— Begin —

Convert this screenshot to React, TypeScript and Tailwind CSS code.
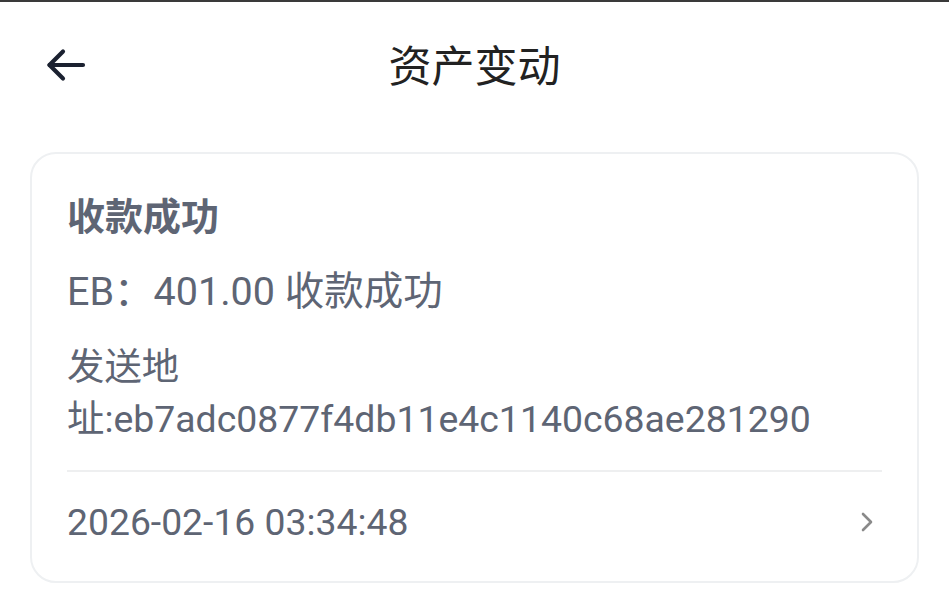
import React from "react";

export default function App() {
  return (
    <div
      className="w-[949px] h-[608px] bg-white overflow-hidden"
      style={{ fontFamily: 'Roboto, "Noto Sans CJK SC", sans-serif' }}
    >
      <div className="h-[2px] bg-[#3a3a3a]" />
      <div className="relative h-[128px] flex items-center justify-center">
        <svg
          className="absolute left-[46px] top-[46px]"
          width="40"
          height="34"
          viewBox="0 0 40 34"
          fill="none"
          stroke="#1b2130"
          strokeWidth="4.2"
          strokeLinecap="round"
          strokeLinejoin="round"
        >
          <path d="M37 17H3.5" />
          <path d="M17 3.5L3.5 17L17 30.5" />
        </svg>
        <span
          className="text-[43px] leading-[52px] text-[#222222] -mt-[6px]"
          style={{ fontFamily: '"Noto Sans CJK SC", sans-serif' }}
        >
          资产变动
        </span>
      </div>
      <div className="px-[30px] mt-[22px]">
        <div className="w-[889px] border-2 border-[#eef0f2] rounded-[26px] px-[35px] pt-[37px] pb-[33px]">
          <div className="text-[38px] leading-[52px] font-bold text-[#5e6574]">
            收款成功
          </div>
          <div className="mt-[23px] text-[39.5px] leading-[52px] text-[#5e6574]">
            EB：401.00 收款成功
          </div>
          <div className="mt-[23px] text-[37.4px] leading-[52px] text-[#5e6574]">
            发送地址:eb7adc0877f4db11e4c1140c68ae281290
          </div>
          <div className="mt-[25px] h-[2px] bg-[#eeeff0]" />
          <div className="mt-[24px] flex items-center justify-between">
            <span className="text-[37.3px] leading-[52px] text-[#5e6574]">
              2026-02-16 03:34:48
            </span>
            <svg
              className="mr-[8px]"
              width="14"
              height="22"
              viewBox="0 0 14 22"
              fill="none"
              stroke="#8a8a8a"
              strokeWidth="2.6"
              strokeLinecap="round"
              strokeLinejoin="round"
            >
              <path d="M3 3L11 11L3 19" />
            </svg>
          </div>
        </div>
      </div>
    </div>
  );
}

— End —

#### PROBLEM TO WORK ON
Quote, please, every line of the material above from its start through the line that has "import React from", reproducing the words exactly and dropping any images.

#### EXPECTED ANSWER
Convert this screenshot to React, TypeScript and Tailwind CSS code.
import React from "react";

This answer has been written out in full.